Pour les équipes de développement, cela suppose également une flexibilité et une communication continue avec le design. Il est souvent nécessaire d’ajuster l’architecture technique pour supporter une interface « propre », de gérer des exceptions multiples, ou encore de mettre en place des systèmes de contrôle qualité plus robustes pour éviter les effets de bord. Cette redistribution de la complexité exige des tests rigoureux, des phases de recette précises, et une documentation claire pour garantir la maintenabilité du projet à long terme. Enfin, il ne faut pas oublier que certaines formes de complexité sont bénéfiques. Par exemple, une légère difficulté à franchir une étape importante (comme la suppression d’un compte ou l’envoi d’un paiement) peut éviter des erreurs irréversibles.
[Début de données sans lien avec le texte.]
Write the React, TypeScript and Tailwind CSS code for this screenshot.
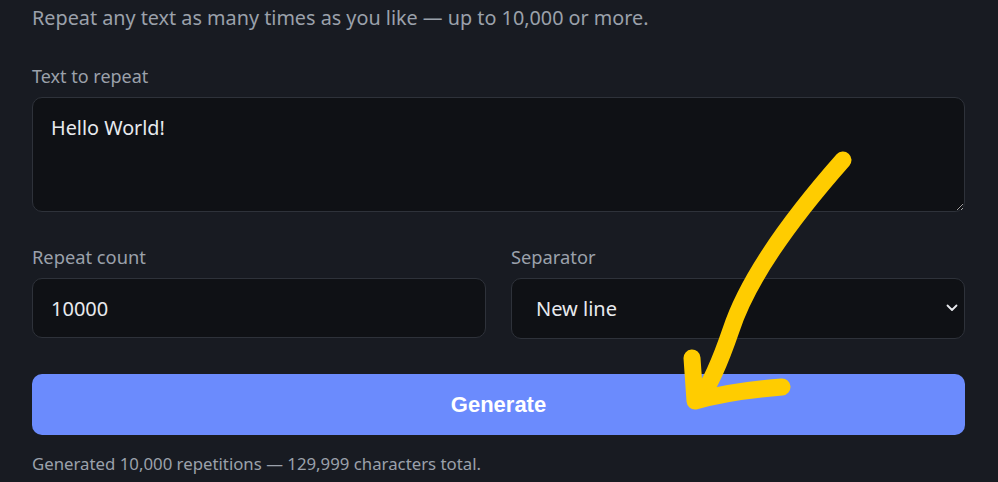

Dans ces cas, la complexité assumée devient une forme de friction positive, qui protège l’utilisateur et renforce la fiabilité du service.
Ainsi, la loi de Tesler n’est pas une contrainte, mais un cadre stratégique pour concevoir des produits numériques équilibrés. Elle invite à une coopération étroite entre design et développement, à une écoute attentive des besoins utilisateurs, et à une conscience aiguë des choix technologiques. Elle rappelle que la simplicité, si elle est bien pensée, est rarement le fruit d’une suppression, mais le résultat d’un déplacement judicieux de la complexité dans les couches invisibles du système.